Die ersten Kapitel des Buchs dominieren Variationen des Satzes: Warum ich zu Großem bestimmt war. Später wird daraus: Wie ich große Dinge tat. Man muss diese durch keine Ironie gebrochene Form der Selbstliebe nicht goutieren; nicht die orgiastisch zuckenden Muskelberge, nicht die Oben-Ohne-Filme wie "Conan der Barbar", nicht die ganze hemdsärmelige Inszenierung. Wer die schwitzige Moral vieler sogenannter People-Journalisten teilt, kann dem Mann auch jetzt noch vorhalten, was er mit etlichen amerikanischen Politikern, darunter einigen Nationalheiligtümern, teilt: ein chaotisches Privatleben. Doch damit würde man das, was im Buch zu Recht nur ein Kapitel ausmacht, über alles andere stellen. Das wäre so unfair wie dumm.

Denn in "Total Recall" steckt auch viel Spannendes, kaum Bekanntes. Etwa, dass das Simon Wiesenthal Center Schwarzenegger in den Achtzigern half, gegen das Gerücht, er vertrete "glühende nationalsozialistische und antisemitische Ansichten", anzugehen. Und dass dieses Gerücht damals von der britischen Zeitung News of the World in die Welt gesetzt wurde, jenem Schmierenblatt, das 2011 wegen seiner illegalen Abhörmanöver eingestellt wurde.

Oder der Kennedy-Clan. Schwarzenegger verbeugt sich zwar an vielen Stellen im Buch vor der übermächtigen Familie seiner Ex-Frau Maria Shriver, vor allem vor seinen Schwiegereltern Eunice und Sargent. Doch er beschreibt auch den extremen Ehrgeiz, den Willen zum kollektiven Erfolg, die wie geklont wirkenden Ansichten. Die Kennedys, diese Posterfamilie des Ostküstenestablishments, waren selbst Arnie, dem höchstmotivierten aller motivierten US-Immigranten, leicht suspekt.
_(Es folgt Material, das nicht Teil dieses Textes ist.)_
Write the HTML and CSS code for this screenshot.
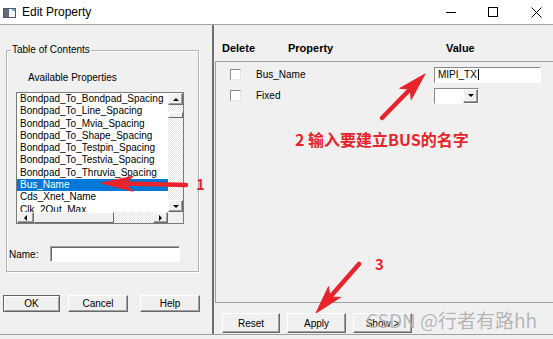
FILE: index.html
```html
<!DOCTYPE html>
<html lang="en">
<head>
    <meta charset="UTF-8">
    <meta name="viewport" content="width=device-width, initial-scale=1.0">
    <title>Edit Property</title>
    <link rel="stylesheet" href="styles.css">
</head>
<body>
<div class="window">
    <div class="titlebar">
        <svg class="app-icon" width="13" height="10" viewBox="0 0 13 10">
            <rect x="0.5" y="0.5" width="12" height="9" fill="#5f6d7c" stroke="#4a5663"/>
            <rect x="6" y="1" width="6" height="8" fill="#f4f6f8"/>
            <rect x="9" y="1" width="3" height="2" fill="#7fa6cc"/>
        </svg>
        <span class="title">Edit Property</span>
        <div class="win-controls">
            <svg class="ctl ctl-min" width="10" height="10" viewBox="0 0 10 10">
                <line x1="0" y1="5.5" x2="10" y2="5.5" stroke="#000" stroke-width="1"/>
            </svg>
            <svg class="ctl ctl-max" width="10" height="10" viewBox="0 0 10 10">
                <rect x="0.5" y="0.5" width="9" height="9" fill="none" stroke="#000" stroke-width="1"/>
            </svg>
            <svg class="ctl ctl-close" width="11" height="11" viewBox="0 0 11 11">
                <path d="M0.5 0.5 L10.5 10.5 M10.5 0.5 L0.5 10.5" stroke="#000" stroke-width="1"/>
            </svg>
        </div>
    </div>

    <div class="dialog">
        <div class="left-pane">
            <fieldset class="toc">
                <legend>Table of Contents</legend>
                <div class="avail-label">Available Properties</div>
                <div class="listbox">
                    <div class="list-items">
                        <div class="item">Bondpad_To_Bondpad_Spacing</div>
                        <div class="item">Bondpad_To_Line_Spacing</div>
                        <div class="item">Bondpad_To_Mvia_Spacing</div>
                        <div class="item">Bondpad_To_Shape_Spacing</div>
                        <div class="item">Bondpad_To_Testpin_Spacing</div>
                        <div class="item">Bondpad_To_Testvia_Spacing</div>
                        <div class="item">Bondpad_To_Thruvia_Spacing</div>
                        <div class="item selected">Bus_Name</div>
                        <div class="item">Cds_Xnet_Name</div>
                        <div class="item">Clk_2Out_Max</div>
                    </div>
                    <div class="vscroll">
                        <div class="sb-btn sb-up"><span class="tri tri-up"></span></div>
                        <div class="sb-track"><div class="sb-thumb sb-thumb-v"></div></div>
                        <div class="sb-btn sb-down"><span class="tri tri-down"></span></div>
                    </div>
                    <div class="hscroll">
                        <div class="sb-btn sb-left"><span class="tri tri-left"></span></div>
                        <div class="sb-thumb sb-thumb-h"></div>
                        <div class="sb-track"></div>
                        <div class="sb-btn sb-right"><span class="tri tri-right"></span></div>
                    </div>
                    <div class="sb-corner"></div>
                </div>
                <div class="name-row">
                    <label class="name-label">Name:</label>
                    <div class="textbox name-box"></div>
                </div>
            </fieldset>
            <div class="left-buttons">
                <button class="btn btn-default btn-ok">OK</button>
                <button class="btn btn-cancel">Cancel</button>
                <button class="btn btn-help">Help</button>
            </div>
        </div>

        <div class="right-pane">
            <div class="grid-head">
                <span class="col-delete">Delete</span>
                <span class="col-property">Property</span>
                <span class="col-value">Value</span>
            </div>
            <div class="grid">
                <div class="grid-row">
                    <span class="checkbox"></span>
                    <span class="prop-name">Bus_Name</span>
                    <div class="textbox value-box">MIPI_TX<span class="caret"></span></div>
                </div>
                <div class="grid-row">
                    <span class="checkbox"></span>
                    <span class="prop-name">Fixed</span>
                    <div class="combo">
                        <div class="combo-field"></div>
                        <div class="sb-btn combo-btn"><span class="tri tri-down"></span></div>
                    </div>
                </div>
            </div>
            <div class="right-buttons">
                <button class="btn btn-reset">Reset</button>
                <button class="btn btn-apply">Apply</button>
                <button class="btn btn-show">Show &gt;</button>
            </div>
        </div>
    </div>

    <!-- red annotations drawn on top of the screenshot -->
    <svg class="annotations" width="553" height="339" viewBox="0 0 553 339">
        <g fill="#e8232b" stroke="#e8232b" stroke-linejoin="round">
            <line x1="186" y1="185" x2="126" y2="183.6" stroke-width="4.5" stroke-linecap="round"/>
            <polygon points="101,183 133.2,176.2 125,183.6 132.8,191.2" stroke-width="1"/>

            <line x1="382" y1="118" x2="410.3" y2="89" stroke-width="4.5" stroke-linecap="round"/>
            <polygon points="425,74 411.2,99.6 410.3,89 399.7,88.4" stroke-width="1"/>

            <line x1="359" y1="264" x2="329.9" y2="297.2" stroke-width="4.5" stroke-linecap="round"/>
            <polygon points="316,313 328.5,286.7 329.9,297.2 340.5,297.3" stroke-width="1"/>
        </g>
    </svg>
    <span class="note note-1">1</span>
    <span class="note note-2">2 输入要建立BUS的名字</span>
    <span class="note note-3">3</span>
    <span class="watermark">CSDN @行者有路hh</span>
</div>
</body>
</html>
```

FILE: styles.css
```css
body {
    margin: 0;
    font-family: 'Liberation Sans', Arial, sans-serif;
    font-size: 10px;
    color: #000;
}

.window {
    position: relative;
    width: 553px;
    height: 339px;
    overflow: hidden;
    background-color: #f0f0f0;
}

/* title bar */
.titlebar {
    display: flex;
    align-items: center;
    height: 25px;
    background-color: #ffffff;
    border-bottom: 1px solid #a3a3a3;
    box-sizing: border-box;
}

.app-icon {
    margin-left: 3px;
    margin-top: 1px;
}

.title {
    margin-left: 6px;
    font-size: 12px;
    margin-top: -1px;
}

.win-controls {
    display: flex;
    align-items: center;
    margin-left: auto;
    padding-right: 11px;
}

.ctl-min {
    margin-top: -1px;
}

.ctl-max {
    margin-left: 32px;
}

.ctl-close {
    margin-left: 33px;
}

/* dialog body */
.dialog {
    display: flex;
    height: 310px;
    border-bottom: 1px solid #a0a0a0;
    box-sizing: border-box;
}

.left-pane {
    width: 212px;
    flex-shrink: 0;
    border-right: 2px solid #6e6e6e;
}

.toc {
    width: 193px;
    box-sizing: border-box;
    margin: 19px 0 0 6px;
    padding: 0 0 9px 0;
    border: 1px solid #b4b4b4;
    box-shadow: 1px 1px 0 #ffffff, inset 1px 1px 0 #ffffff;
}

.toc legend {
    padding: 0 1px;
    margin-left: 4px;
    line-height: 12px;
}

.avail-label {
    margin: 16px 0 0 21px;
    line-height: 12px;
}

.listbox {
    display: grid;
    grid-template-columns: 151px 15px;
    grid-template-rows: 119px 11px;
    width: 168px;
    height: 132px;
    box-sizing: border-box;
    margin: 8px 0 0 9px;
    border: 1px solid #7a7a7a;
    background-color: #ffffff;
}

.list-items {
    overflow: hidden;
    background-color: #ffffff;
}

.item {
    height: 12.3px;
    line-height: 12.3px;
    padding-left: 3px;
    white-space: nowrap;
}

.item.selected {
    background-color: #0078d7;
    color: #ffffff;
}

/* classic scroll bars */
.vscroll {
    display: flex;
    flex-direction: column;
}

.hscroll {
    display: flex;
}

.sb-track {
    flex: 1;
    background: repeating-conic-gradient(#ffffff 0 25%, #e4e4e4 0 50%) 0 0 / 2px 2px;
}

.sb-btn {
    display: flex;
    align-items: center;
    justify-content: center;
    box-sizing: border-box;
    background-color: #f0f0f0;
    border: 1px solid;
    border-color: #ffffff #6a6a6a #6a6a6a #ffffff;
    box-shadow: inset -1px -1px 0 #a0a0a0;
}

.sb-up,
.sb-down {
    height: 12px;
}

.sb-left {
    width: 17px;
}

.sb-right {
    width: 15px;
}

.sb-thumb {
    box-sizing: border-box;
    background-color: #f0f0f0;
    border: 1px solid;
    border-color: #ffffff #6a6a6a #6a6a6a #ffffff;
}

.sb-thumb-v {
    height: 6px;
    margin-top: 7px;
}

.sb-thumb-h {
    width: 80px;
}

.sb-corner {
    background-color: #f0f0f0;
}

.tri {
    width: 0;
    height: 0;
}

.tri-up {
    border-left: 3px solid transparent;
    border-right: 3px solid transparent;
    border-bottom: 3px solid #000;
}

.tri-down {
    border-left: 3px solid transparent;
    border-right: 3px solid transparent;
    border-top: 3px solid #000;
}

.tri-left {
    border-top: 3px solid transparent;
    border-bottom: 3px solid transparent;
    border-right: 3px solid #000;
}

.tri-right {
    border-top: 3px solid transparent;
    border-bottom: 3px solid transparent;
    border-left: 3px solid #000;
}

.name-row {
    display: flex;
    align-items: center;
    margin: 22px 0 0 2px;
}

.name-label {
    width: 41px;
}

.textbox {
    box-sizing: border-box;
    height: 16px;
    background-color: #ffffff;
    border: 1px solid;
    border-color: #a0a0a0 #ffffff #ffffff #a0a0a0;
    box-shadow: inset 1px 1px 0 #696969;
}

.name-box {
    width: 130px;
}

/* buttons */
.btn {
    box-sizing: border-box;
    padding: 0;
    font-family: 'Liberation Sans', Arial, sans-serif;
    font-size: 10px;
    color: #000;
    background-color: #f0f0f0;
    border: 1px solid;
    border-color: #ffffff #696969 #696969 #ffffff;
    box-shadow: inset -1px -1px 0 #a0a0a0;
}

.btn-default {
    border-color: #646464;
    box-shadow: inset 1px 1px 0 #ffffff, inset -1px -1px 0 #a0a0a0;
}

.left-buttons {
    display: flex;
    margin-top: 23px;
}

.left-buttons .btn {
    height: 17px;
}

.btn-ok {
    width: 57px;
    margin-left: 3px;
}

.btn-cancel {
    width: 60px;
    margin-left: 8px;
}

.btn-help {
    width: 60px;
    margin-left: 12px;
}

/* property grid */
.right-pane {
    flex: 1;
    display: flex;
    flex-direction: column;
}

.grid-head {
    display: flex;
    height: 36px;
    box-sizing: border-box;
    padding: 16px 0 0 8px;
    font-size: 11px;
    font-weight: bold;
    line-height: 14px;
}

.col-delete {
    width: 66px;
}

.col-property {
    width: 158px;
}

.grid {
    height: 242px;
    box-sizing: border-box;
    margin-left: 1px;
    padding-top: 2px;
    border-top: 1px solid #a0a0a0;
    border-left: 1px solid #a0a0a0;
    border-bottom: 1px solid #a0a0a0;
}

.grid-row {
    display: flex;
    align-items: center;
    height: 21px;
    padding-left: 14px;
}

.checkbox {
    width: 11px;
    height: 11px;
    box-sizing: border-box;
    background-color: #ffffff;
    border: 1px solid;
    border-color: #8a8a8a #e6e6e6 #e6e6e6 #8a8a8a;
}

.prop-name {
    width: 178px;
    margin-left: 15px;
}

.value-box {
    width: 107px;
    padding-left: 3px;
    line-height: 14px;
    box-shadow: none;
    border-color: #8a8a8a #ffffff #ffffff #8a8a8a;
}

.caret {
    display: inline-block;
    width: 1px;
    height: 11px;
    margin-left: 1px;
    vertical-align: -2px;
    background-color: #000;
}

.combo {
    display: flex;
    width: 45px;
    height: 16px;
    box-sizing: border-box;
    border: 1px solid;
    border-color: #8a8a8a #ffffff #ffffff #8a8a8a;
    background-color: #ffffff;
}

.combo-field {
    flex: 1;
}

.combo-btn {
    width: 15px;
}

.right-buttons {
    display: flex;
    padding: 10px 0 0 8px;
}

.right-buttons .btn {
    height: 20px;
    width: 59px;
    margin-right: 7px;
}

.btn-reset {
    width: 58px !important;
}

/* annotations */
.annotations {
    position: absolute;
    top: 0;
    left: 0;
    pointer-events: none;
}

.note {
    position: absolute;
    color: #e8232b;
    font-family: 'Noto Sans CJK SC', 'Noto Sans', sans-serif;
    font-weight: bold;
    font-size: 15px;
    line-height: 16px;
    white-space: nowrap;
}

.note-1 {
    left: 196px;
    top: 176px;
}

.note-2 {
    left: 295px;
    top: 131px;
    font-size: 16px;
}

.note-3 {
    left: 375px;
    top: 256px;
}

.watermark {
    position: absolute;
    left: 366px;
    top: 308px;
    font-family: 'Noto Sans CJK SC', 'Noto Sans', sans-serif;
    font-size: 19px;
    line-height: 24px;
    color: rgba(110, 110, 110, 0.5);
    text-shadow: 0 0 1px rgba(255, 255, 255, 0.8);
    white-space: nowrap;
}
```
Auch sonst lohnt die Lektüre, dieses Buch eines Mannes, dessen Leben wie ein Film war, den sich keiner hätte ausdenken können. Es sei denn, er hätte denselben irren Pump gekannt, den der junge Arnold Schwarzenegger damals nicht nur beim Training, sondern Tag und Nacht gefühlt hat. Aber wer will das schon?